Scooter Gennett - An obvious candidate here. Gennett has been crazy hot these past few weeks fueled by a .389 BABIP (career .333) and a 13.2 HR/FB% (career 8.6%), this run likely won’t last much longer.
Brett Gardner - Gardner has a history of outperforming his xwOBA, as many speedsters do, but this level of production is not likely to keep up. Gardner is a perfect sell high candidate for those looking to acquire speed and willing to convince themselves his recent power surge is for real.
Adam Engel - A bit of a shocker to see on this list, until I saw his .333/.350/.590 triple slash over his last 11 games. Unsurprisingly, the peripherals do not suggest Adam Engel will perform like an all-star the rest of the year.
Addison Russell - A recent finger injury dampens Russell’s outlook further, and what appears to be Russell turning a corner might be more of a mirage. The power hasn’t been there and his .272 AVG is fueled more by a .353 BABIP (career .303). Maybe look to sell high if news comes out the finger injury isn’t serious.
Albert Almora - Another Cubbie outperforming his batted ball profile, Almora’s outlook isn’t as negative given his speed and potential to consistently outperform his xwOBA. Still, I would not be confident investing in Almora, especially if it isn’t coming with a ton of SB production.

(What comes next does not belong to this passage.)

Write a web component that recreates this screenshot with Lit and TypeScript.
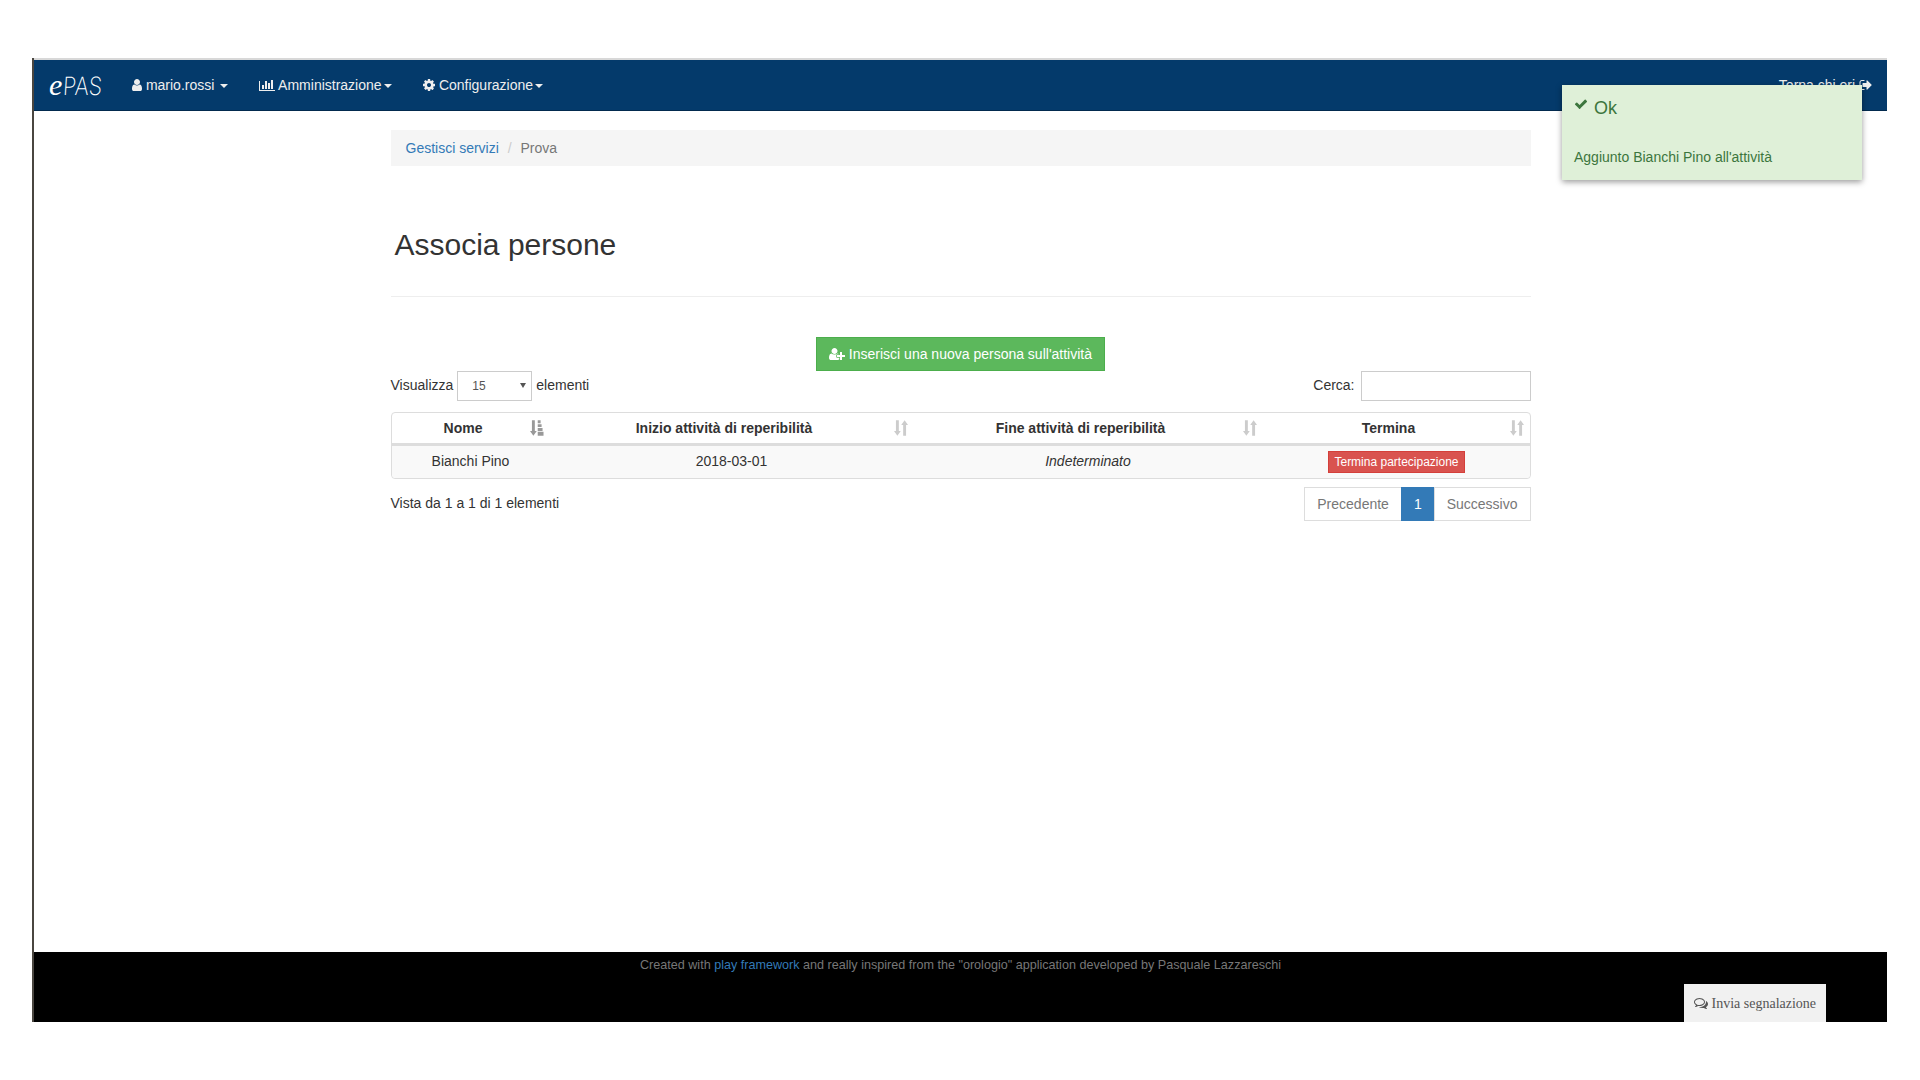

Jorge Alfaro - The strikeouts are really racking up for Alfaro (61 Ks in 44 games) and the rest of his production is starting to tumble as a result. I’d look elsewhere on the waiver wire if you’re a Jorge Alfaro owner (as I am in TGFBI).
Brandon Nimmo - One of the best breakout stories of the year has been Brandon Nimmo’s .421 OBP on top the New York Mets lineup. I don’t think all of it is a mirage, and I wouldn’t even rush to trade Nimmo at this point, but it is safe to say his current production levels won’t be sustainable. I do like Nimmo’s outlook for the rest of the season, so long as you aren’t expecting the production you’ve seen this far.